Song of the Birds, traditional Catalan folk song
Related Artists/CompaniesPablo Casals
About the Work
Pablo Casals was, of course, one of the greatest musical figures of the 20th century, a cellist of peerless musicality who was acclaimed throughout the world and who brought Bach's incomparable solo suites into the modern repertory, but he was also a man widely admired for his passionate stand on world affairs. When Francisco Franco assumed authoritarian rule of Casals' native Spain in 1939, the cellist not only moved to France but also refused to play in his homeland or in any country that supported its fascist regime. As what he called a "song of the exile," he made an arrangement of the old Catalan Christmas song El Cant des Ocells — "The Song of the Birds" — which tells of how the eagle and the sparrow, the finch and the lark, come to serenade the Christ Child in the Manger, and used it frequently as a heart-felt encore at his recitals. He played it on an international broadcast from London in July 1945, the first that many of his fellow Catalonians could have been expected to hear since Franco came to power, saying that he hoped "these sounds may be like a gentle echo of the nostalgia we all feel for Catalonia. These sentiments must make us all work together … with the hope for a tomorrow of peace, when Catalonia will again be Catalonia." He played The Song of the Birds at the United Nations in 1958 and 1971, and used it to close his historic concert at the White House on November 13, 1961, his first appearance in America since 1939, to which he had agreed out of respect for what he stated, in an open letter to The New York Times in March, he saw as President John F. Kennedy's opposition to fascism and dedication to world peace.

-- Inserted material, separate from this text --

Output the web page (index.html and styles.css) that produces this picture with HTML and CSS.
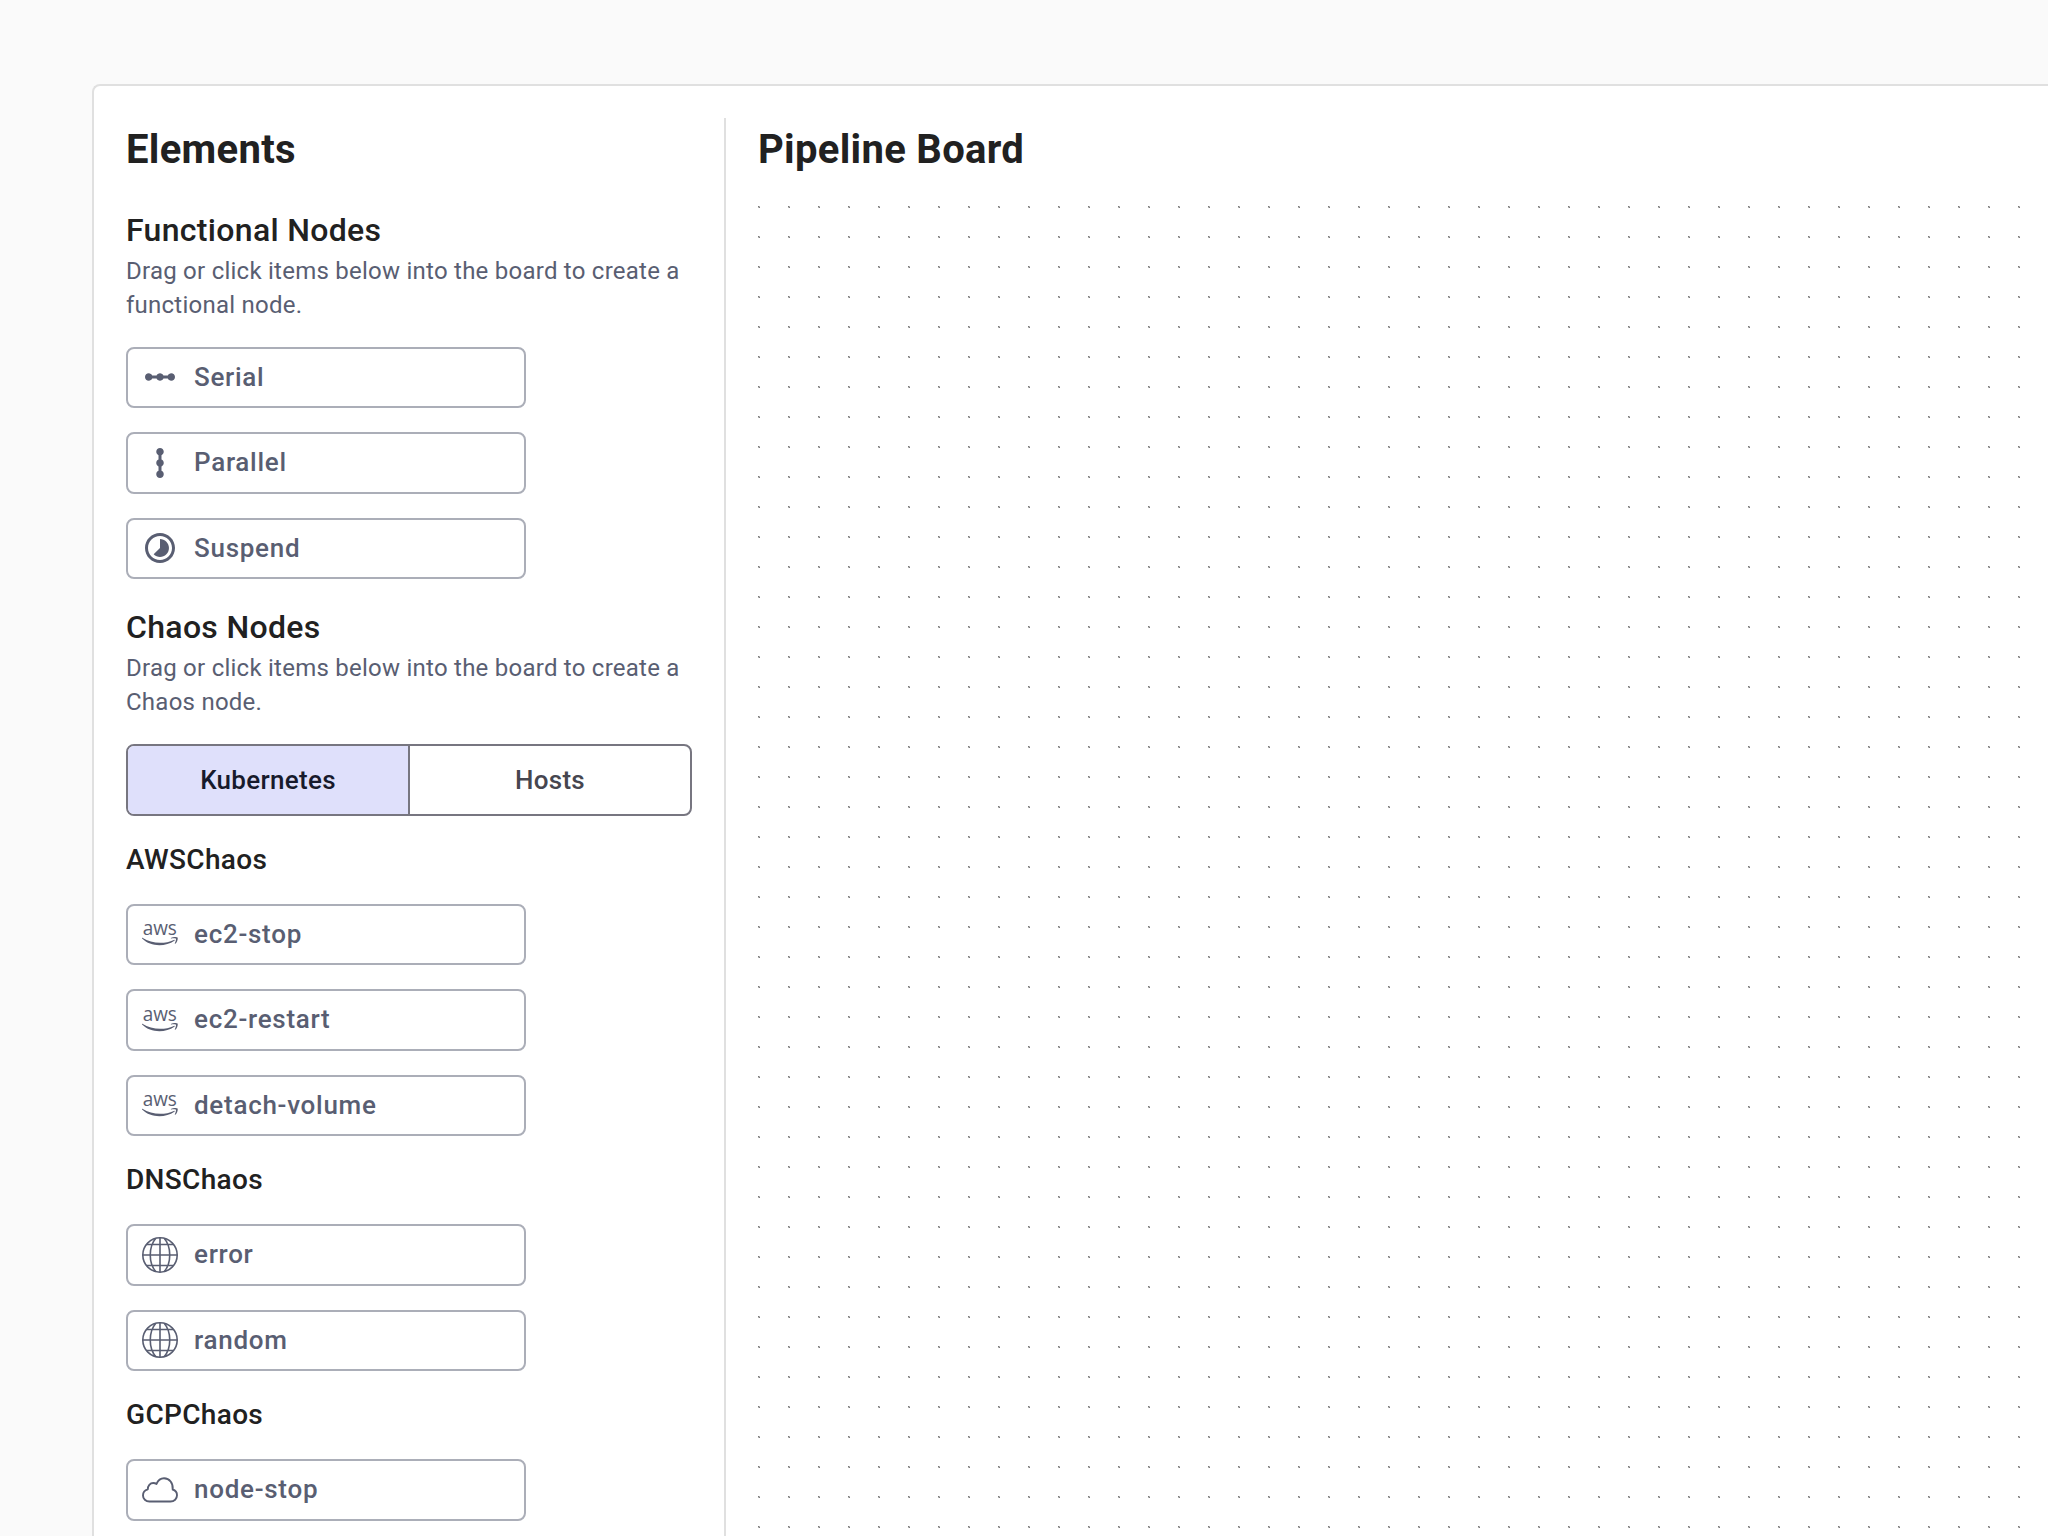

President Kennedy reciprocated that admiration in his introduction of Casals at that event: "The work of all artists stands as a symbol of human freedom and no one has enriched that freedom more signally than Pablo Casals." The spirit of The Song of the Birds lingers still in Casals' homeland, where it was played on March 11, 2005 at the memorial service marking the first anniversary of the bombings at Madrid's El Pozo train station.